Communication skills: During the lessons, students will be constantly invited to speak, expressing their point of view, both on theoretical topics and applications. This aims to develop their critical sense and intuition, as well as to get them used to communicate with a mathematically correct language.

Learning skills: They will be stimulated and periodically checked with classroom exercises and simple theoretical topics to be developed individually.


Course Structure

Lectures and exercises in the classroom.

Verification of learning involves a written test and an oral test. Both can also be carried out electronically, if conditions will require it.


Detailed Course Content

1. Periodic, piecewise continuous and regular functions. Developments in Fourier series. Pointwise and uniform convergence of Fourier series, integration term by term. Calculating the sums of convergent numerical series.

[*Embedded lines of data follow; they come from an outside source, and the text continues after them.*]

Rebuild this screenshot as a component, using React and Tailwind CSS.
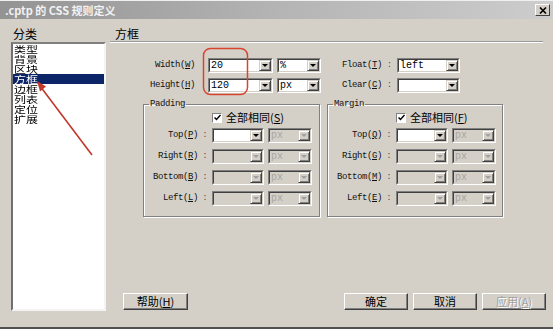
import React from 'react';

const MONO = "font-['Liberation_Mono','Noto_Sans_CJK_SC',monospace]";
const CJK = "font-['Noto_Sans_CJK_SC','Liberation_Sans',sans-serif]";

// Sunken classic frame around a combo box
const Combo = ({ w, value = '', disabled = false, dim = false }) => (
  <div className={`flex h-[15px] ${w} border border-t-[#808080] border-l-[#808080] border-b-white border-r-white`}>
    <div
      className={`flex flex-1 items-stretch border border-t-[#404040] border-l-[#404040] border-b-[#d4d0c8] border-r-[#d4d0c8] ${
        disabled ? 'bg-[#d4d0c8]' : 'bg-white'
      }`}
    >
      <span
        className={`flex-1 pl-[1px] text-[10px] leading-[11px] ${MONO} ${dim ? 'text-[#a8a5a0]' : 'text-black'}`}
      >
        {value}
      </span>
      <span className="flex w-[12px] items-center justify-center border border-t-[#d4d0c8] border-l-[#d4d0c8] border-b-[#404040] border-r-[#404040] bg-[#d4d0c8] shadow-[inset_1px_1px_0_#fff,inset_-1px_-1px_0_#808080]">
        <span
          className={`h-0 w-0 border-x-[3px] border-t-[3px] border-x-transparent ${
            disabled ? 'border-t-[#a0a0a0]' : 'border-t-black'
          }`}
        />
      </span>
    </div>
  </div>
);

const Label = ({ children, w }) => (
  <span className={`${w} shrink-0 text-right text-[9px] leading-[15px] tracking-[-0.4px] text-[#111] ${MONO}`}>
    {children}
  </span>
);

const Colon = ({ w = 'w-[14px]', show = true }) => (
  <span className={`${w} shrink-0 text-center text-[9px] leading-[15px] text-[#555] ${MONO}`}>{show ? ':' : ''}</span>
);

const Btn = ({ children, w = 'w-[65px]', disabled = false }) => (
  <div
    className={`flex h-[17px] ${w} items-center justify-center border border-t-white border-l-white border-b-[#404040] border-r-[#404040] bg-[#d4d0c8] shadow-[inset_-1px_-1px_0_#808080] text-[11px] leading-[11px] ${CJK} ${
      disabled ? 'text-[#a0a0a0] [text-shadow:1px_1px_0_#fff]' : 'text-black'
    }`}
  >
    {children}
  </div>
);

const Check = ({ text, k }) => (
  <div className="mt-[3px] flex h-[11px] items-center pl-[68px]">
    <span className="flex h-[10px] w-[10px] items-center justify-center border border-t-[#808080] border-l-[#808080] border-b-white border-r-white bg-white">
      <svg width="7" height="7" viewBox="0 0 7 7">
        <path d="M0.5 3.5 L2.5 5.5 L6.5 1" fill="none" stroke="#000" strokeWidth="1.5" />
      </svg>
    </span>
    <span className={`ml-[4px] text-[11px] leading-[11px] text-black ${CJK}`}>
      {text}(<u>{k}</u>)
    </span>
  </div>
);

const BoxRow = ({ label, k, first }) => (
  <div className={`flex h-[14px] items-center ${first ? 'mt-[5px]' : 'mt-[7px]'}`}>
    <Label w="w-[54px]">
      {label}(<u>{k}</u>)
    </Label>
    <Colon />
    <Combo w="w-[52px]" disabled={!first} />
    <div className="ml-[4px]">
      <Combo w="w-[44px]" value="px" disabled dim />
    </div>
  </div>
);

const Group = ({ title, w, checkKey, keys }) => (
  <fieldset className={`${w} h-[117px] border border-[#808080] shadow-[1px_1px_0_#fff,inset_1px_1px_0_#fff] px-0 pb-0`}>
    <legend className={`ml-[5px] px-[1px] text-[9px] leading-[9px] tracking-[-0.4px] text-[#111] ${MONO}`}>{title}</legend>
    <Check text="全部相同" k={checkKey} />
    <BoxRow label="Top" k={keys[0]} first />
    <BoxRow label="Right" k={keys[1]} />
    <BoxRow label="Bottom" k={keys[2]} />
    <BoxRow label="Left" k={keys[3]} />
  </fieldset>
);

const categories = ['类型', '背景', '区块', '方框', '边框', '列表', '定位', '扩展'];

export default function App() {
  return (
    <div className="relative flex h-[329px] w-[553px] flex-col overflow-hidden bg-[#d4d0c8] border-b-2 border-b-[#505050]">
      {/* title bar */}
      <div className="flex h-[19px] shrink-0 items-center border-t border-t-[#f0f0f0] bg-gradient-to-r from-[#939393] via-[#b4b4b4] to-[#cdcdcd] pl-[5px] pr-[3px]">
        <span className={`flex-1 text-[11px] font-bold leading-[11px] text-[#f2f2f2] ${CJK}`}>.cptp 的 CSS 规则定义</span>
        <span className="flex h-[12px] w-[15px] items-center justify-center border border-t-white border-l-white border-b-[#404040] border-r-[#404040] bg-[#d4d0c8]">
          <svg width="8" height="7" viewBox="0 0 8 7">
            <path d="M1 0.5 L7 6.5 M7 0.5 L1 6.5" stroke="#000" strokeWidth="1.6" />
          </svg>
        </span>
      </div>

      <div className="flex flex-1">
        {/* left column */}
        <div className="ml-[11px] flex w-[95px] flex-col">
          <div className={`h-[22px] pl-[2px] pt-[9px] text-[12px] leading-[12px] text-black ${CJK}`}>分类</div>
          <div className="mt-[1px] h-[269px] border-2 border-t-[#808080] border-l-[#707070] border-b-[#f4f4f4] border-r-[#f4f4f4] bg-white">
            {categories.map((c, i) => (
              <div
                key={c}
                className={`flex h-[10px] items-center pl-[1px] ${i === 3 ? 'bg-[#0c2468] text-white' : 'text-black'}`}
              >
                <span className={`inline-block origin-left scale-y-[0.78] text-[12px] leading-[10px] ${CJK}`}>{c}</span>
              </div>
            ))}
          </div>
        </div>

        {/* right column */}
        <div className="ml-[4px] flex w-[436px] flex-col">
          <div className={`h-[22px] pl-[5px] pt-[9px] text-[12px] leading-[12px] text-black ${CJK}`}>方框</div>
          <div className="mr-[3px] h-[2px] border-t border-t-[#9a9a9a] border-b border-b-white" />

          <div className="mt-[15px] flex h-[15px] items-center pl-[33px]">
            <Label w="w-[52px]">
              Width(<u>W</u>)
            </Label>
            <Colon w="w-[13px]" show={false} />
            <Combo w="w-[65px]" value="20" />
            <div className="ml-[4px]">
              <Combo w="w-[44px]" value="%" />
            </div>
            <Label w="w-[61px]">
              Float(<u>T</u>)
            </Label>
            <Colon w="w-[15px]" />
            <Combo w="w-[63px]" value="left" />
          </div>
          <div className="mt-[5px] flex h-[15px] items-center pl-[33px]">
            <Label w="w-[52px]">
              Height(<u>H</u>)
            </Label>
            <Colon w="w-[13px]" show={false} />
            <Combo w="w-[65px]" value="120" />
            <div className="ml-[4px]">
              <Combo w="w-[44px]" value="px" />
            </div>
            <Label w="w-[61px]">
              Clear(<u>C</u>)
            </Label>
            <Colon w="w-[15px]" />
            <Combo w="w-[63px]" />
          </div>

          <div className="mt-[7px] flex gap-[7px] pl-[33px]">
            <Group title="Padding" w="w-[177px]" checkKey="S" keys={['P', 'R', 'B', 'L']} />
            <Group title="Margin" w="w-[176px]" checkKey="F" keys={['Q', 'G', 'M', 'E']} />
          </div>

          <div className="mt-[76px] flex pl-[13px]">
            <Btn>
              帮助(<u>H</u>)
            </Btn>
            <div className="ml-auto flex gap-[5px]">
              <Btn w="w-[64px]">确定</Btn>
              <Btn w="w-[64px]">取消</Btn>
              <Btn w="w-[64px]" disabled>
                应用(<u>A</u>)
              </Btn>
            </div>
          </div>
        </div>
      </div>

      {/* red annotations */}
      <svg className="pointer-events-none absolute left-0 top-0" width="553" height="329">
        <rect x="203.5" y="48.5" width="44" height="46" rx="7" fill="none" stroke="#d8452f" strokeWidth="1.5" />
        <line x1="92" y1="155" x2="40" y2="86" stroke="#c0392b" strokeWidth="1.6" />
        <polygon points="37,81 46,86.5 40,91.5" fill="#c0392b" />
      </svg>
    </div>
  );
}
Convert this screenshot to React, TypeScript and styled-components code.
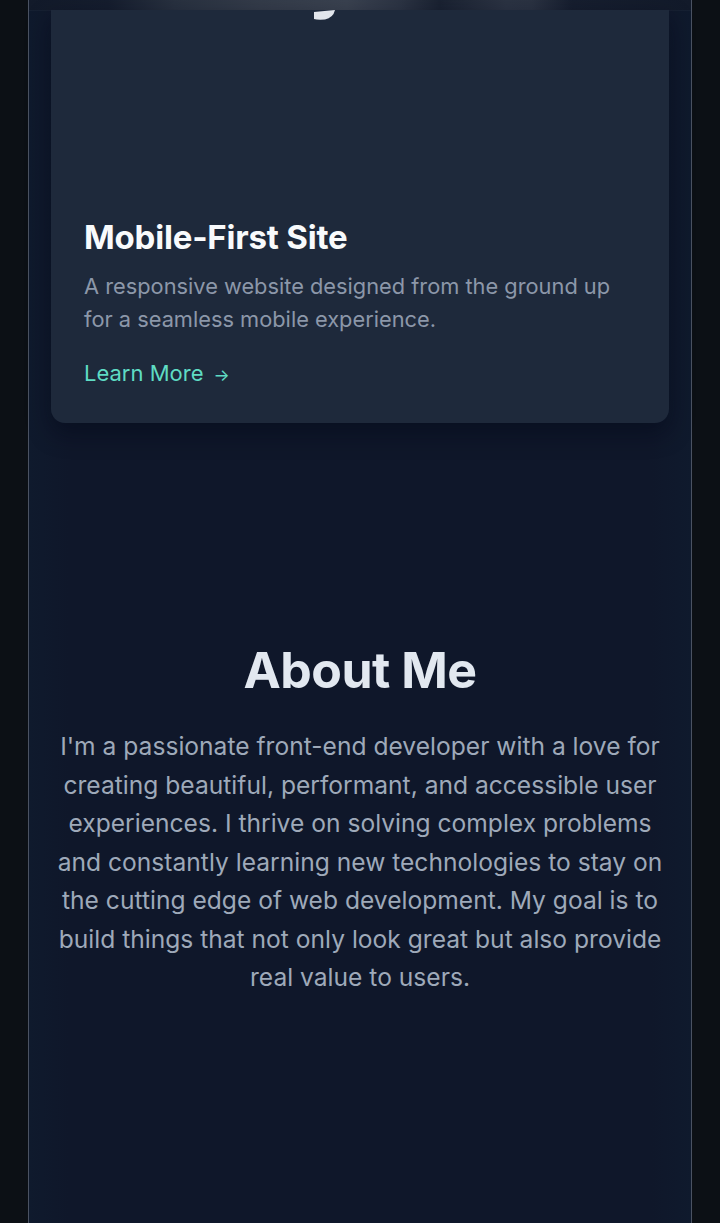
import React from "react";
import styled, { createGlobalStyle } from "styled-components";

const GlobalStyle = createGlobalStyle`
  html, body {
    margin: 0;
    padding: 0;
    background: #0c1015;
  }
  body {
    font-family: Inter, "Noto Sans", sans-serif;
    -webkit-font-smoothing: antialiased;
  }
  * { box-sizing: border-box; }
`;

const Frame = styled.div`
  margin: 0 28px;
  min-height: 1223px;
  border-left: 1px solid #4a5262;
  border-right: 1px solid #4a5262;
  background: linear-gradient(90deg, #0f1a2d 0%, #0f172a 6%, #0f172a 94%, #0f1a2d 100%);
  display: flex;
  flex-direction: column;
`;

const TopBar = styled.div`
  height: 10px;
  flex-shrink: 0;
  background: linear-gradient(
    90deg,
    #121a2a 0%,
    #151d2e 12%,
    #283140 22%,
    #343c4a 35%,
    #3a4250 48%,
    #2c3444 56%,
    #1a2232 62%,
    #2b3343 72%,
    #2a3242 76%,
    #161e2f 82%,
    #121a2a 100%
  );
  box-shadow: 0 1px 0 rgba(255, 255, 255, 0.03);
`;

const Card = styled.article`
  margin: 0 22px;
  background: #1e293b;
  border-radius: 0 0 14px 14px;
  box-shadow: 0 10px 24px rgba(2, 6, 23, 0.45);
  display: flex;
  flex-direction: column;
`;

const Media = styled.div`
  height: 207px;
  display: flex;
  justify-content: center;
`;

const MediaGlyph = styled.svg`
  margin-left: -70px;
  width: 24px;
  height: 12px;
`;

const CardBody = styled.div`
  padding: 0 33px 33px;
  display: flex;
  flex-direction: column;
  align-items: flex-start;
`;

const CardTitle = styled.h3`
  margin: 0;
  font-size: 33px;
  line-height: 40px;
  font-weight: 700;
  color: #f8fafc;
  letter-spacing: -0.2px;
`;

const CardText = styled.p`
  margin: 13px 0 0;
  font-size: 21.8px;
  line-height: 33px;
  color: #8c97a9;
`;

const LearnMore = styled.a`
  margin-top: 22px;
  font-size: 22px;
  line-height: 30px;
  color: #5fdcc4;
  text-decoration: none;
  display: inline-flex;
  align-items: baseline;
  gap: 10px;
`;

const Arrow = styled.span`
  font-size: 17px;
`;

const About = styled.section`
  padding: 217px 28px 0;
  display: flex;
  flex-direction: column;
  align-items: center;
  text-align: center;
`;

const AboutTitle = styled.h2`
  margin: 0;
  font-size: 50px;
  line-height: 60px;
  font-weight: 700;
  color: #e2e8f0;
  letter-spacing: -0.5px;
`;

const AboutText = styled.p`
  margin: 27px 0 0;
  font-size: 24.6px;
  line-height: 38.5px;
  color: #9ea9b9;
`;

export default function App() {
  return (
    <>
      <GlobalStyle />
      <Frame>
        <TopBar />
        <Card>
          <Media>
            <MediaGlyph viewBox="0 0 24 12">
              <path d="M1 2 L22 0 Q20 8 12 9.5 Q4 10 1 9 Z" fill="#e2e6ec" />
            </MediaGlyph>
          </Media>
          <CardBody>
            <CardTitle>Mobile-First Site</CardTitle>
            <CardText>
              A responsive website designed from the ground up for a seamless
              mobile experience.
            </CardText>
            <LearnMore href="#">
              Learn More <Arrow>→</Arrow>
            </LearnMore>
          </CardBody>
        </Card>
        <About>
          <AboutTitle>About Me</AboutTitle>
          <AboutText>
            I'm a passionate front-end developer with a love for creating
            beautiful, performant, and accessible user experiences. I thrive on
            solving complex problems and constantly learning new technologies to
            stay on the cutting edge of web development. My goal is to build
            things that not only look great but also provide real value to
            users.
          </AboutText>
        </About>
      </Frame>
    </>
  );
}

2. Derivation and integration in the complex field. Cauchy formula, Liouville theorem, proof of the fundamental theorem of algebra. Theorem of Hermite. Laurent theorem on the developability in two-sided power series. Isolated singular points, classification and characterization. Calculation of residues in the poles, the residue theorem and its applications.

3. Fourier transformation. Definition and basic properties. Transforms of the functions rect (x), exp (-ax^2) and exp (-a | x |) with a> 0, 1 / (1 + x^2). Derivative and transforms. Convolutions and their transforms. Inversion formulas.

4. Laplace transformation. Definition and basic properties. Transforms the functions H (t), sin (ωt), cos (ωt), [t]. Transform of periodic functions. Derivative and transformed, the final value theorem. Convolutions and their transformed. inversion formula. Applications to linear differential equations and systems with constant coefficients.

5. Outline of distributions. The test function space. Distributions. The L^1_loc (R) space. Distribution functions. The Dirac distribution. Sequences of distributions. Operations. Derivative of a distribution. Significant special cases. Tempered distributions and Fourier transforms.


Textbook Information

1) G. C. BAROZZI, Matematica per l’Ingegneria dell’Informazione, Zanichelli, Bologna, 2003.

2) M. BRAMANTI, Metodi di Analisi Matematica per l'Ingegneria, Società Editrice Esculapio, Bologna, 2019.

3) G. DI FAZIO - M. FRASCA, Metodi Matematici per l’Ingegneria, Monduzzi, Bologna, 2003.